In describing Ms. Herridge’s years-long coverage of the Awlaki story, I stated that it was she “who in 2012 broke the news about Awlaki’s mysterious un-arrest a decade earlier.” This was a poor use of “broke” on my part. As just explained, what Ms. Herridge reported on in 2012 was the FBI official’s admission about an important detail concerning the “un-arrest.” News of the “un-arrest” itself had been broken years earlier by Mr. Sperry. Indeed, the new reporting by Ms. Herridge that I linked in last night’s post includes the following:
Previously obtained records show that in 2002, within days of al-Awlaki’s re-entry to the U.S., he showed up in [FBI agent Wade] Ammerman’s counterterrorism investigation in Virginia into Ali al-Timimi, who is now serving a life sentence on non-terrorism charges. [* See ACM note, below.] On Oct. 22, 2002, 12 days after the imam’s return, another FBI memo obtained through the Judicial Watch federal lawsuit (marked “Secret”) includes the subject line “Anwar Nasser Aulaqi” [ACM: i.e., Awlaki] and “Synopsis: Asset reporting.” The existence of the customs entry records was first documented by author Paul Sperry.
Hopefully, this gives credit where credit is due. It was not my intention to avoid doing that.
*ACM note: I assume Ms. Herridge meant that al-Tamimi was not charged under the federal code’s specific international terrorism statutes, which is true.
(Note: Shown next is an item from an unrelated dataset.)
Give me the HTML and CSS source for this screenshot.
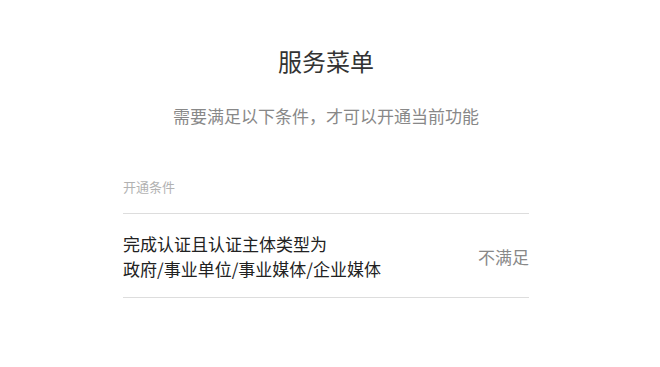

I would not, however, describe the case against him as based on “non-terrorism charges.” He was, after all, convicted of inciting a terrorist war against the United States, attempting to aid the Taliban (a terrorist organization), and inciting the use of firearms and explosives. These are charges very similar to those in my own prosecution against Omar Abdel Rahman (“the Blind Sheikh”) in 1995 – a year before anti-terrorism law was overhauled and specific international terrorism statutes were enacted. The Blind Sheikh was convicted of, among other things, conspiring to levy a terrorist war against the United States, conspiring to bomb, and inciting attacks against American military installations. These were clearly terrorism charges even though the applicable statutes did not include the term “terrorism.”